Directors' Pay Rose in 1999, Study Finds
May 15, 2000
Mutual fund directors' compensation, which has been criticized for being excessive, rose by 9.1 percent in 1999, according to a new study.
The median compensation for directors in fund complexes with more than $25 billion in assets under management was $75,000 last year, according to Management Practice of New York, a consulting firm that advises fund directors. Assets managed per director rose 7.8 percent in 1999, according to the firm.
The increase in compensation exceeded the growth in the number of funds that a director oversees, according to the survey. The number of funds that directors govern rose by 1.8 percent, according to the survey.
Management Practice calculated the increase in median compensation from average total compensation figures but the firm declined to disclose those figures.
Management Practice reported the results May 3. The survey covered director compensation practices at 345 mutual fund complexes that accounted for 1,803 directors, said Meyrick Payne, senior partner at Management Practice. Management Practice obtained the compensation data from SEC filings and directly from firms, Payne said.
The 1999 percentage increase in compensation was identical to the raise for directors that Management Practice reported for 1998. The median pay for directors for each fund they oversaw rose from $1,818 in 1998 to $1,909 in 1999, Management Practice reported.
Fund directors set their own pay. The compensation comes from the funds they govern.
The pay raise comes as fund directors face increased scrutiny from the SEC and potential increased legal liability for their actions, Payne said. Increased responsibility rather than increased volume of work has made fund directors' jobs tougher, according to the study.
"The amount of time spent generally worrying about issues between and among directors has gone up dramatically," Payne said.
Allegations of excessive director pay have been key to several, mostly unsuccessful lawsuits against mutual funds. The SEC also has increased its demands on directors, urging directors in recent months to pay closer attention to mutual fund advertising practices and to closely monitor fund management.
The Investment Company Institute in July also adopted proposals calling for fund boards to make changes in their practices to further insure board independence.

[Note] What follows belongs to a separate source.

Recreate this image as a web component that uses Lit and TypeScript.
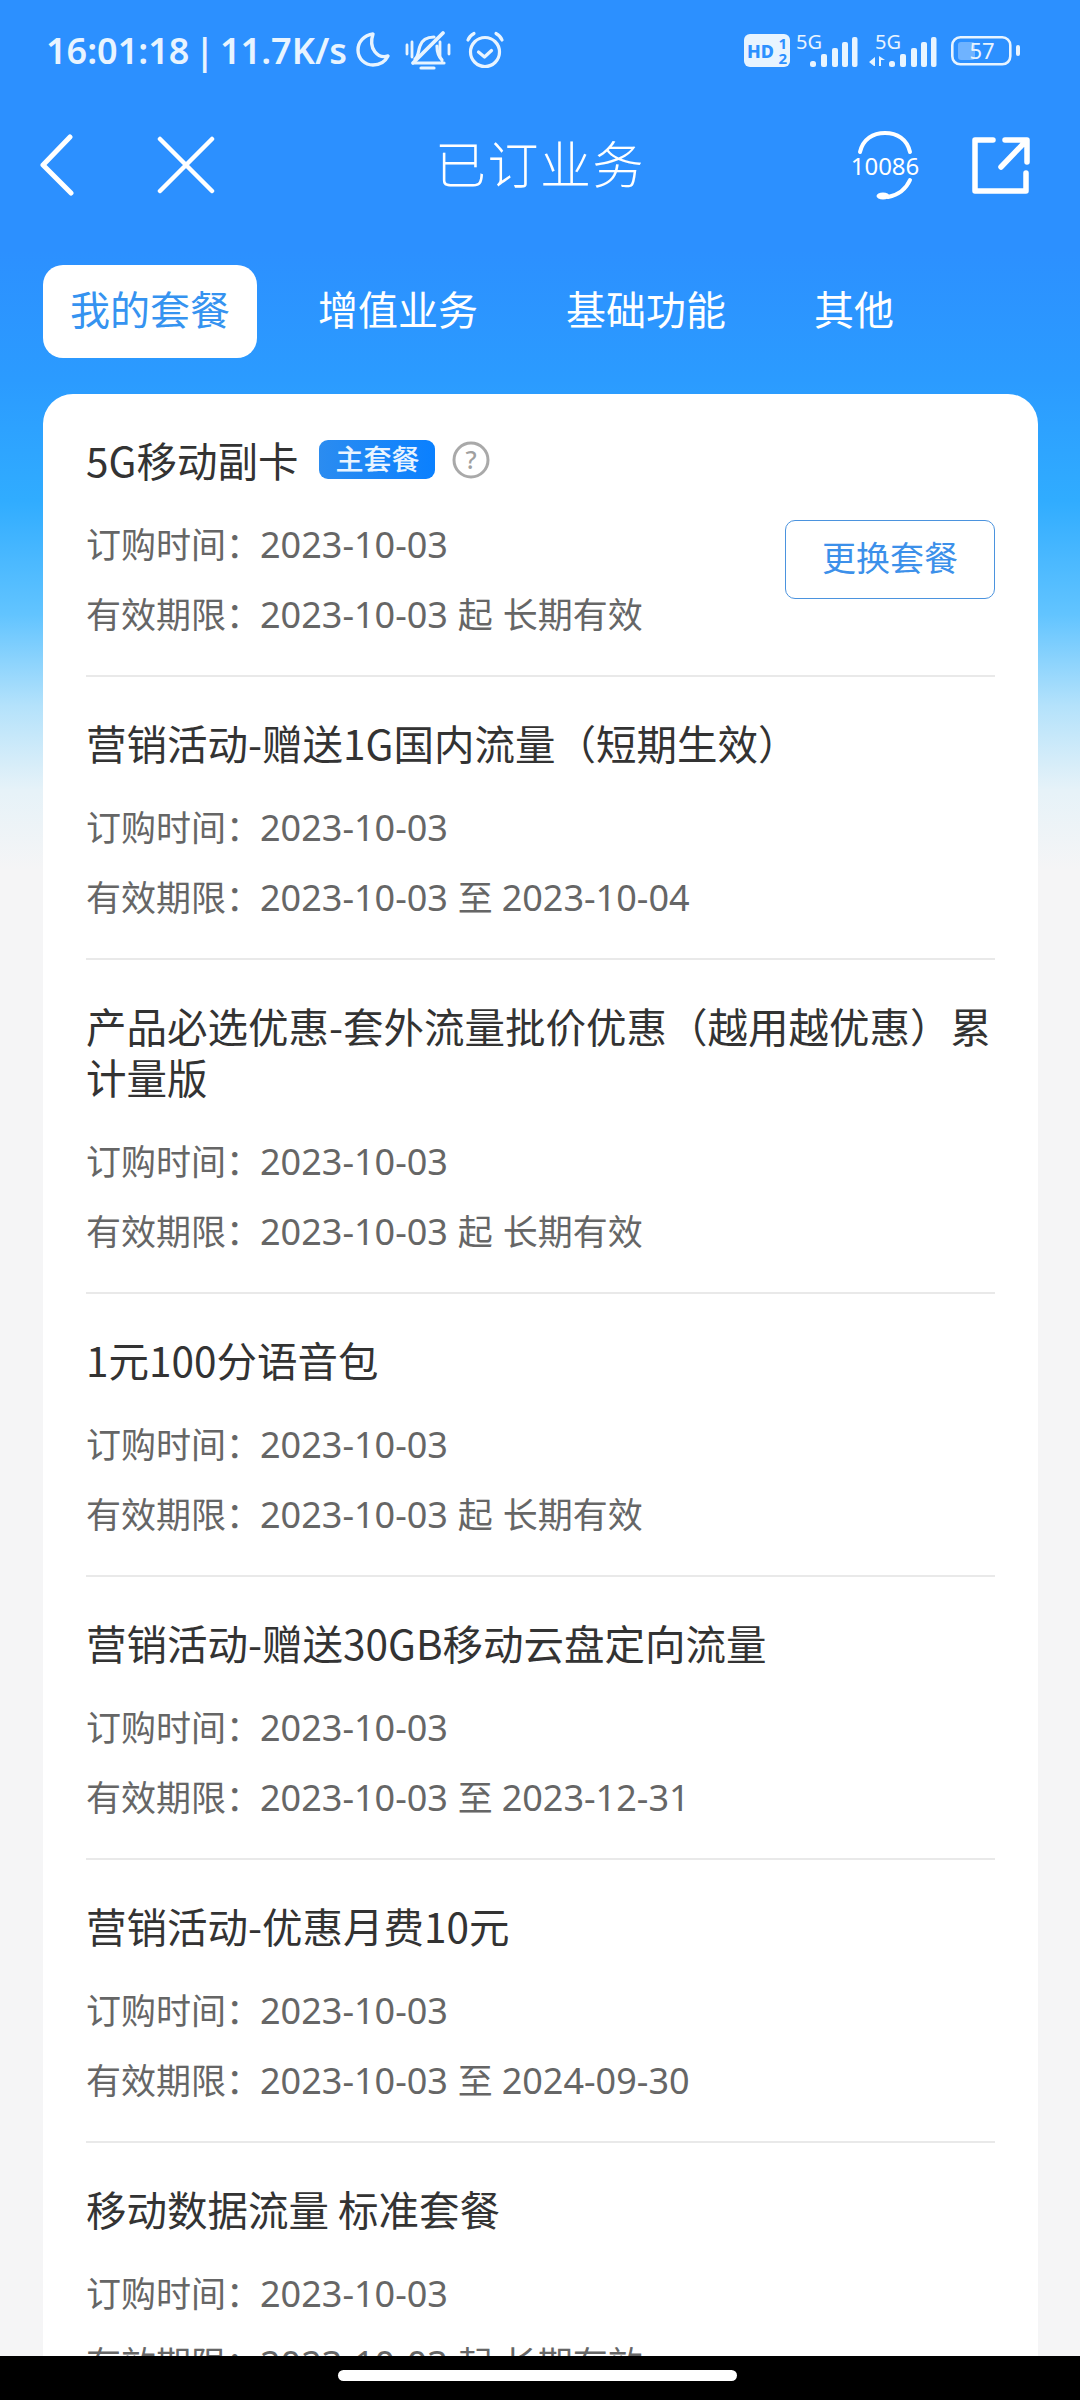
import { LitElement, html, css, svg } from "lit";
import { customElement } from "lit/decorators.js";

interface Item { title: string; time: string; term: string; main?: boolean; }
const items: Item[] = [
  { title: "5G移动副卡", time: "2023-10-03", term: "2023-10-03 起 长期有效", main: true },
  { title: "营销活动-赠送1G国内流量（短期生效）", time: "2023-10-03", term: "2023-10-03 至 2023-10-04" },
  { title: "产品必选优惠-套外流量批价优惠（越用越优惠）累计量版", time: "2023-10-03", term: "2023-10-03 起 长期有效" },
  { title: "1元100分语音包", time: "2023-10-03", term: "2023-10-03 起 长期有效" },
  { title: "营销活动-赠送30GB移动云盘定向流量", time: "2023-10-03", term: "2023-10-03 至 2023-12-31" },
  { title: "营销活动-优惠月费10元", time: "2023-10-03", term: "2023-10-03 至 2024-09-30" },
  { title: "移动数据流量 标准套餐", time: "2023-10-03", term: "2023-10-03 起 长期有效" },
];

const bars = svg`<rect x="0" y="24" width="6" height="6" rx="2.500"/><rect x="11" y="17" width="6" height="13" rx="2"/><rect x="22" y="11" width="6" height="19" rx="2"/><rect x="32" y="5" width="6" height="25" rx="2"/><rect x="42" y="0" width="5.500" height="30" rx="2"/>`;

@customElement("app-root")
export class AppRoot extends LitElement {
  static styles = css`
    :host { display: block; width: 1080px; height: 2400px; overflow: hidden; font-family: "Noto Sans CJK SC", "Noto Sans", sans-serif; }
    .page { height: 2400px; display: flex; flex-direction: column;
      background: linear-gradient(180deg, #2c90ff 0, #2c90ff 250px, #2b9bff 380px, #30acff 500px, #62c4ff 615px, #b4e2fb 706px, #e6f2f8 790px, #f5f5f6 870px, #f5f5f6 100%); }
    .status { height: 100px; box-sizing: border-box; padding: 0 60px 0 46px; display: flex; align-items: center; color: #e8f4ff; flex: none; }
    .clock { font: 600 36px "Noto Sans", sans-serif; word-spacing: -4px; white-space: nowrap; }
    .status svg { display: block; flex: none; }
    .moon { margin-left: 8px; }
    .bell, .alarm { margin-left: 14px; }
    .spacer { flex: 1; }
    .nav { height: 130px; flex: none; display: grid; grid-template-columns: 1fr auto 1fr; align-items: center; padding: 0 40px; }
    .nav-left { display: flex; align-items: center; gap: 83px; }
    .nav-right { display: flex; align-items: center; justify-content: flex-end; gap: 52px; margin-right: 10px; }
    .nav svg { display: block; }
    .nav-title { color: #fff; font-size: 51px; font-weight: 300; letter-spacing: 1.500px; line-height: 60px; margin-top: -6px; }
    .tabs { flex: none; display: flex; align-items: center; padding: 35px 0 0 43px; height: 93px; }
    .tab { color: #fff; font-size: 40px; height: 93px; line-height: 87px; padding: 0 27px; margin-right: 34px; box-sizing: border-box; white-space: nowrap; }
    .tab.active { background: #fff; color: #3593f0; border-radius: 20px; }
    .body { flex: 1; min-height: 0; overflow: hidden; padding: 36px 42px 0 43px; }
    .card { background: #fff; border-radius: 30px 30px 0 0; padding: 0 43px; }
    .item { padding: 40px 0 27px; border-bottom: 2px solid #e9e9e9; }
    .item:last-child { border-bottom: none; }
    .title { color: #333; font-size: 40.500px; line-height: 51px; display: flex; align-items: center; }
    .title-text { min-width: 0; }
    .badge { margin-left: 21px; width: 116px; height: 39px; border-radius: 9px; flex: none; background: linear-gradient(90deg, #2b8cf0, #0a80ff); color: #e9f4ff; font-size: 28px; font-weight: 500; line-height: 37px; text-align: center; }
    .help { margin-left: 17px; flex: none; display: block; }
    .rows { margin-top: 23px; position: relative; }
    .row { color: #666; font-size: 35px; height: 70px; line-height: 69px; white-space: nowrap; word-spacing: 2px; }
    .row .val { font-family: "Noto Sans", sans-serif; font-size: 36px; word-spacing: 0; margin-left: -1px; }
    .change { position: absolute; right: 0; top: 12px; width: 210px; height: 79px; box-sizing: border-box; border: 1.500px solid #4b93de; border-radius: 10px; color: #3c90ea; font-size: 34px; line-height: 72px; text-align: center; background: #fff; }
    .home { flex: none; height: 44px; background: #000; display: flex; justify-content: center; padding-top: 14px; box-sizing: border-box; }
    .pill { width: 399px; height: 11px; background: #fff; border-radius: 6px; margin-left: -5px; }
  `;

  private statusIcons() {
    return html`
      <svg class="moon" width="36" height="38" viewBox="0 0 36 38" fill="none" stroke="#e8f4ff" stroke-width="3.400" stroke-linecap="round" stroke-linejoin="round"><path d="M18 3C9 4 3 11 3 19c0 9 7 15 15 15 7 0 12-3 15-9-10 3-20-7-15-22z"/></svg>
      <svg class="bell" width="46" height="40" viewBox="0 0 46 40" fill="none" stroke="#e8f4ff" stroke-width="3" stroke-linecap="round" stroke-linejoin="round"><path d="M2 15v9M7 12v15M35 12v15M44 15v9" stroke-width="2.800"/><path d="M10 29c4-3 3-8 5-13 2-6 7-9 14-9M32 16c0 6 2 11 5 14M10 33h29M16 38h13" stroke-width="3.200"/><path d="M8 33 38 3" stroke-width="3.800"/></svg>
      <svg class="alarm" width="40" height="38" viewBox="0 0 40 38" fill="none" stroke="#e8f4ff" stroke-width="3.200" stroke-linecap="round" stroke-linejoin="round"><circle cx="20" cy="21" r="14.500"/><path d="M13.500 21l6 5 7-6.500M3 9c1-3 3-5 6-6.500M37 9c-1-3-3-5-6-6.500"/></svg>
      <div class="spacer"></div>
      <svg width="276" height="44" viewBox="0 -4 276 44">
        <rect x="0" y="2" width="46" height="33" rx="6" fill="#e8f4ff"/>
        <text x="3" y="26" font-family="Noto Sans" font-weight="800" font-size="18" fill="#2c90ff">HD</text>
        <text x="34.500" y="17" font-family="Noto Sans" font-weight="700" font-size="15" fill="#2c90ff">1</text>
        <text x="34.500" y="32" font-family="Noto Sans" font-weight="700" font-size="15" fill="#2c90ff">2</text>
        <text x="52" y="17" font-family="Noto Sans" font-size="20" fill="#e8f4ff">5G</text>
        <g fill="#e8f4ff" transform="translate(66 5)">${bars}</g>
        <text x="131" y="17" font-family="Noto Sans" font-size="20" fill="#e8f4ff">5G</text>
        <path d="M131 25v9h-1l-5-4zM135 24v10h2v-6h4z" fill="#e8f4ff"/>
        <g fill="#e8f4ff" transform="translate(145 5)">${bars}</g>
        <g transform="translate(207 0)">
          <rect x="1.300" y="5.300" width="58" height="27" rx="8" fill="none" stroke="#e8f4ff" stroke-width="2.600"/>
          <rect x="7" y="10" width="17" height="18" rx="3" fill="#6fb3ff"/>
          <text x="31" y="27" text-anchor="middle" font-family="Noto Sans" font-size="22" fill="#e8f4ff">57</text>
          <rect x="65" y="13" width="4" height="11" rx="2" fill="#e8f4ff"/>
        </g>
      </svg>`;
  }

  private term(text: string) {
    const parts = text.split(" ");
    return parts.map((p, i) => html`${/^\d/.test(p) ? html`<span class="val">${p}</span>` : p}${i < parts.length - 1 ? " " : ""}`);
  }

  render() {
    return html`<div class="page">
      <div class="status">
        <span class="clock">16:01:18 | 11.7K/s</span>
        ${this.statusIcons()}
      </div>
      <div class="nav">
        <div class="nav-left">
          <svg width="34" height="62" viewBox="0 0 34 62" fill="none" stroke="#fff" stroke-width="5" stroke-linecap="round" stroke-linejoin="round"><path d="M30 3 3 31l28 28"/></svg>
          <svg width="58" height="58" viewBox="0 0 58 58" fill="none" stroke="#fff" stroke-width="4.500" stroke-linecap="round"><path d="M3 3l52 52M55 3 3 55"/></svg>
        </div>
        <div class="nav-title">已订业务</div>
        <div class="nav-right">
          <svg width="70" height="70" viewBox="0 0 70 70" fill="none"><path d="M10 22C13 9 23 3 35 3s22 6 25 19M60 50c-4 9-12 15-22 17" stroke="#fff" stroke-width="4" stroke-linecap="round"/><ellipse cx="33" cy="66" rx="6.500" ry="3.500" fill="#fff"/><text x="35" y="45" text-anchor="middle" font-family="Noto Sans" font-size="24" fill="#fff">10086</text></svg>
          <svg width="58" height="58" viewBox="0 0 58 58" fill="none" stroke="#fff" stroke-width="5.500" stroke-linecap="round" stroke-linejoin="round"><path d="M21 4H3v51h51V37M33 4h22v22M53 6 29 31"/></svg>
        </div>
      </div>
      <div class="tabs">
        <div class="tab active">我的套餐</div>
        <div class="tab">增值业务</div>
        <div class="tab">基础功能</div>
        <div class="tab">其他</div>
      </div>
      <div class="body">
        <div class="card">
          ${items.map((it) => html`<div class="item">
            <div class="title">
              <span class="title-text">${it.title}</span>
              ${it.main ? html`<span class="badge">主套餐</span>
                <svg class="help" width="38" height="38" viewBox="0 0 38 38" fill="none"><circle cx="19" cy="19" r="17" stroke="#a9a9a9" stroke-width="3"/><text x="19" y="28" text-anchor="middle" font-family="Noto Sans" font-size="25" font-weight="500" fill="#a0a0a0">?</text></svg>` : ""}
            </div>
            <div class="rows">
              <div class="row">订购时间：<span class="val">${it.time}</span></div>
              <div class="row">有效期限：${this.term(it.term)}</div>
              ${it.main ? html`<div class="change">更换套餐</div>` : ""}
            </div>
          </div>`)}
        </div>
      </div>
      <div class="home"><div class="pill"></div></div>
    </div>`;
  }
}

Litigation, SEC scrutiny and the ICI recommendations all have increased the headaches associated with being a fund director, Payne said.
"People really are more concerned about taking these jobs," Payne said.
Les Ogg, general counsel for the American Express Funds of Minneapolis, declined to comment on the Management Practice survey but said that directors' work has expanded in recent years. Directors have had to spend more time working outside of regularly-scheduled board meetings to keep pace with changes in the mutual fund industry, he said.
"Whatever their compensation, people are earning their keep more," Ogg said.
Although the SEC has been pressuring fund directors to take steps to maintain their independence, the agency has not challenged the pay directors receive. In fact, Arthur Levitt, chairman of the SEC, has said he does not believe there is a correlation between the amount of a director's pay and the independence of the director from fund management. (MFMN 5/25/98)
Courts largely have agreed with that assessment. A U.S. District Court judge in Baltimore dismissed a case against T. Rowe Price Associates of Baltimore in March that was based in part on allegations that fund directors were so well paid that they lost their independence from T. Rowe Price. Directors' fees must be so high that they, "shock the conscience of a reasonable person" before a disgruntled shareholder can raise a question about director independence, the judge said. (MFMN 3/27/00)
There is a wide disparity in compensation for directors among fund complexes based on their size, according to the Management Practice study. Directors at complexes with less than $1 billion in assets under management had median compensation of $8,000. Directors at complexes with more than $1 billion but less than $5 billion in assets had $19,480 in compensation, according to the survey. Although the median for all directors rose from 1998 to 1999, the median actually declined for directors at complexes with more than $25 billion in assets under management. Median pay for this group in 1998 was $79,700 versus $75,000 last year. In 1997, it was $86,000. This may stem from the fact that funds that had previously been in the under $25 billion category grew to above $25 billion while director compensation was not adjusted according to the assets in complexes, Payne said.
Directors at bank-managed mutual funds were paid significantly less than other directors, according to a summary of the survey. The survey summary did not disclose specific compensation figures for bank directors. Payne declined to comment on the precise amount of the differences.
The survey also showed that the mutual fund industry has a long way to go if it wants the independent directors of each fund board to have their own lawyer. Only 50 percent of the fund boards have lawyers designated specifically as counsel to independent directors, according to the Management Practice survey. The SEC has proposed that if fund directors have lawyers, they should be independent of the fund adviser.